On Monday, Israel named its own three-member “Independent Public Commission,” all of them Israelis, along with two international “observers,” Lord David Trimble, a Nobel Peace laureate from Ireland, and Brig. Gen. Ken Watkin, a former judge advocate general of the Canadian military forces.
The London-based Amnesty International Tuesday dismissed the “independent commission” as a virtual farce.
According to its mandate, the commission will not have access to members of the Israeli military who were involved in the planning and implementation of the military action. The only exception will be the chief of staff.
“And there is nothing to indicate that its findings or recommendations will be binding,” according to Malcolm Smart, AI’s director for the Middle East and North Africa.
He said the format of the government-appointed commission represents a disappointment and a missed opportunity.
“The commission looks to be neither independent nor sufficiently transparent, the two international observers may be denied access to crucial information, and the commission’s findings may not be used in future prosecutions,” Smart added.
He also said the creation of the commission must not distract attention from Israel’s continuing blockade of Gaza, which Israel must lift immediately.
“The Israeli authorities’ closure of Gaza constitutes collective punishment and is in clear violation of the Israel’s legal obligations as the occupying power,” Smart declared.
The Turkish government, which led the worldwide condemnation of the Israeli attack, criticized the government-appointed Israeli commission.
“Israel does not have the authority to assign a national commission to investigate a crime perpetrated in international waters,” said a statement released Tuesday by the Turkish Ministry of Foreign Affairs. “An inquiry to be conducted by such a commission cannot be impartial, fair, transparent, and credible.”
Turkey has, however, expressed its strong support for a proposal by UN Secretary-General Ban Ki-Moon for an international commission comprising one Turkish national, one Israeli, and three international experts. But Israel has rejected this proposal.
At a meeting in early June, the Human Rights Council adopted a resolution calling for an “independent international fact- finding mission to investigate violations of international law resulting from the Israeli attacks on the flotilla of ships carrying humanitarian assistance.”
But the members of that fact-finding mission are yet to be named.
Kumar Chitty, an international legal consultant and a former UN assistant secretary-general and registrar of the International Tribunal for the Law of the Sea (LOS), told IPS: “The starting point is that neither Israel nor Turkey is a party to the Law of the Sea Convention.”
For that reason, he said, the Convention cannot be invoked by one against the other.

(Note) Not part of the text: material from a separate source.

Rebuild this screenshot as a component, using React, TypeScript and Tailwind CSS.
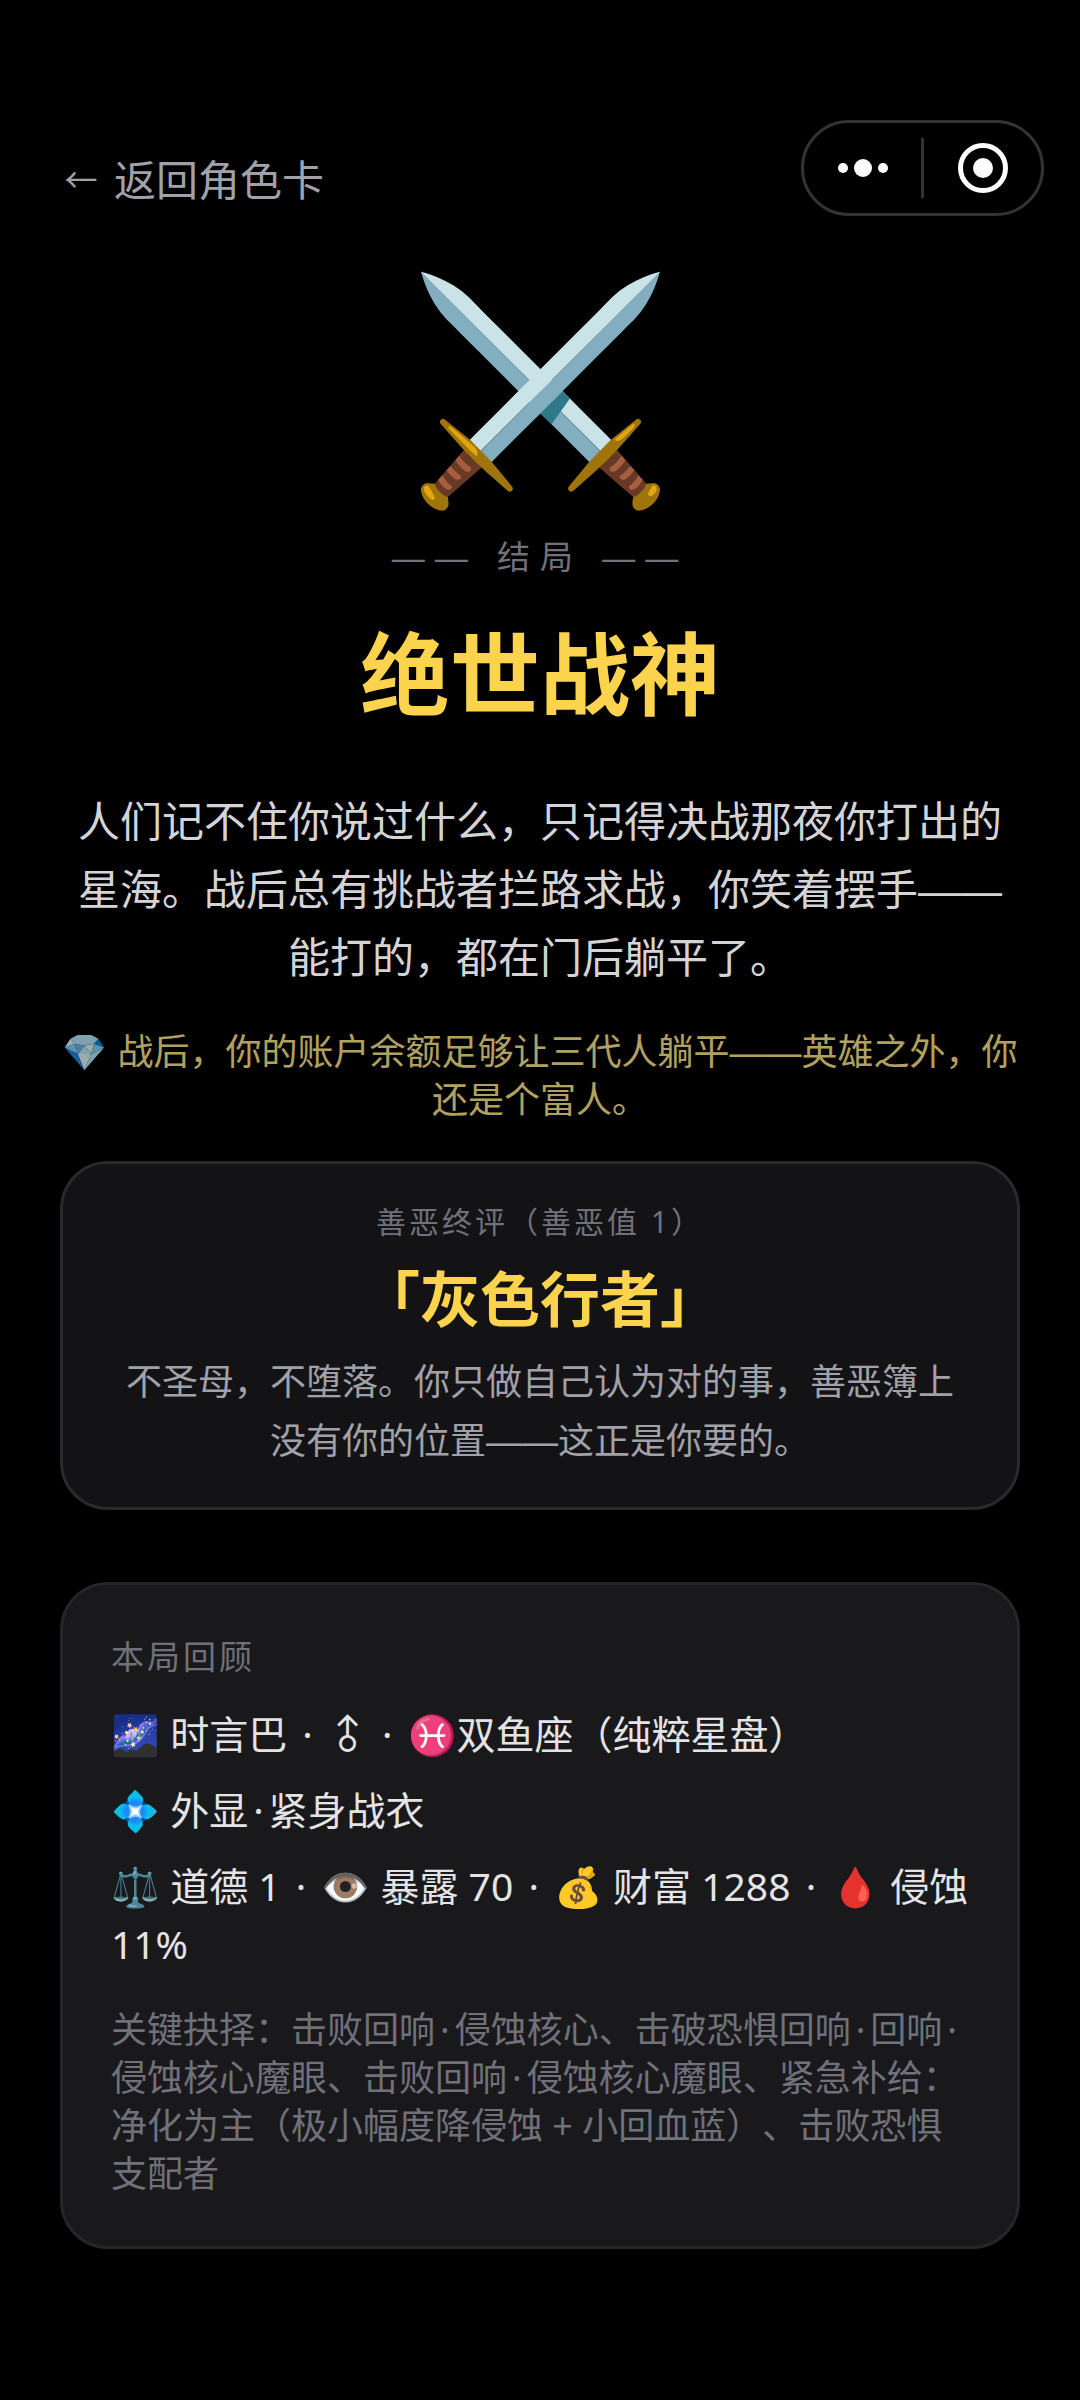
import type { ReactNode } from "react";

type CardProps = {
  className: string;
  children: ReactNode;
};

function Card({ className, children }: CardProps) {
  return (
    <section className={`rounded-[48px] border-3 px-12 ${className}`}>
      {children}
    </section>
  );
}

function Dot() {
  return <span className="mx-[5px]">·</span>;
}

function Capsule() {
  return (
    <div className="flex h-24 w-[243px] items-center rounded-full border-3 border-[#333333]">
      <button type="button" aria-label="更多" className="flex h-full flex-1 items-center justify-center">
        <svg viewBox="0 0 50 18" className="h-[18px] w-[50px]" fill="#fff">
          <circle cx="5" cy="9" r="5" />
          <circle cx="25" cy="9" r="9" />
          <circle cx="45" cy="9" r="5" />
        </svg>
      </button>
      <span className="h-[60px] w-[3px] bg-[#333333]" />
      <button type="button" aria-label="关闭" className="flex h-full flex-1 items-center justify-center">
        <svg viewBox="0 0 50 50" className="size-[50px]" fill="none">
          <circle cx="25" cy="25" r="22.5" stroke="#fff" strokeWidth="5" />
          <circle cx="25" cy="25" r="10" fill="#fff" />
        </svg>
      </button>
    </div>
  );
}

export default function App() {
  return (
    <main className="min-h-screen bg-black px-[60px] pt-[120px] pb-[150px] font-['Liberation_Sans','Noto_Sans_CJK_SC',sans-serif] [text-spacing-trim:space-all]">
      <header className="-mr-6 flex items-start justify-between">
        <button
          type="button"
          className="mt-7 flex items-center gap-3 font-['Noto_Sans_CJK_SC',sans-serif] text-[42px] leading-[60px] text-[#a1a1aa]"
        >
          <span className="w-[42px] text-center text-[33px]">←</span>
          返回角色卡
        </button>
        <Capsule />
      </header>

      <div className="mt-[54px] flex flex-col items-center text-center">
        <div className="text-[216px] leading-[240px]">⚔️</div>
        <p className="mt-6 text-[33px] leading-[48px] tracking-[10px] text-[#71717b]">—— 结局 ——</p>
        <h1 className="mt-[33px] font-['Noto_Sans_CJK_SC',sans-serif] text-[90px] leading-[108px] font-bold text-[#fcd34d]">
          绝世战神
        </h1>
        <p className="mt-[66px] text-[42px] leading-[68px] text-[#d4d4d8]">
          人们记不住你说过什么，只记得决战那夜你打出的星海。战后总有挑战者拦路求战，你笑着摆手——能打的，都在门后躺平了。
        </p>
        <p className="mt-9 text-[36px] leading-[48px] text-[#fde68a] opacity-70">
          💎 战后，你的账户余额足够让三代人躺平——英雄之外，你还是个富人。
        </p>
      </div>

      <Card className="mt-9 border-[#2a2a2d] bg-[#131315] pt-[35px] pb-9 text-center">
        <p className="font-['Noto_Sans','Noto_Sans_CJK_SC',sans-serif] text-[30px] leading-[45px] tracking-[3px] text-[#71717b]">
          善恶终评（善恶值 1）
        </p>
        <h2 className="mt-[10px] font-['Noto_Sans_CJK_SC',sans-serif] text-[60px] leading-[84px] font-bold text-[#fcd34d]">
          「灰色行者」
        </h2>
        <p className="mt-[15px] text-[36px] leading-[59px] text-[#a1a1aa]">
          不圣母，不堕落。你只做自己认为对的事，善恶簿上没有你的位置——这正是你要的。
        </p>
      </Card>

      <Card className="mt-[72px] border-[#262628] bg-[#19191b] py-12 font-['Noto_Sans','Noto_Sans_CJK_SC',sans-serif]">
        <h3 className="text-[33px] leading-[48px] tracking-[3px] text-[#71717b]">本局回顾</h3>
        <div className="mt-6 flex flex-col gap-[18px] text-[39px] leading-[58px] text-[#e4e4e7]">
          <p>
            🌌 时言巴 <Dot /> <span className="inline-block -rotate-45">♂</span> <Dot /> ♓双鱼座（纯粹星盘）
          </p>
          <p>
            💠 外显<Dot />紧身战衣
          </p>
          <p>
            ⚖️ 道德 1 <Dot /> 👁️ 暴露 70 <Dot /> 💰 财富 1288 <Dot /> 🩸 侵蚀 11%
          </p>
        </div>
        <p className="mt-[33px] text-[36px] leading-[48px] text-[#71717b]">
          关键抉择：击败回响<Dot />侵蚀核心、击破恐惧回响<Dot />回响<Dot />侵蚀核心魔眼、击败回响<Dot />侵蚀核心魔眼、紧急补给：净化为主（极小幅度降侵蚀 + 小回血蓝）、击败恐惧支配者
        </p>
      </Card>
    </main>
  );
}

However, a non-state party to the LOS Convention may seek to treat the Convention as reflecting customary international law and act under it – as the United States does.
Under customary international law, and as reflected in the LOS Convention, Chitty pointed out, all states enjoy the freedoms of the high seas. These freedoms include primarily the freedom of navigation in the high seas, and are recognized as existing over the seas constituting the Exclusive Economic Zone (200 nautical miles from the coast beyond the territorial sea) and beyond.
“The right to impose a naval blockade flows not from the LOS Convention, but from the Laws of Armed Conflict, as part of customary international law,” he added.
But there are preconditions to its application, said Chitty, a former principal legal officer at the UN’s Division for Ocean Affairs and the Law of the Sea, Office of Legal Affairs.
“It is reflected in the Charter of the United Nations (Article 42),” he added. In addition, there are accepted naval practices that apply.
Under the Laws of Armed Conflict, a state party to an armed conflict has the right to establish a naval blockade on its enemy’s coast for security reasons.
A naval blockade means preventing the passage (entry or exit) of all vessels to or from the ports and coastal areas of the enemy, whatever the cargo carried by these vessels.
The Law of the Sea Convention does not deal with a naval blockade or the use of force, Chitty said.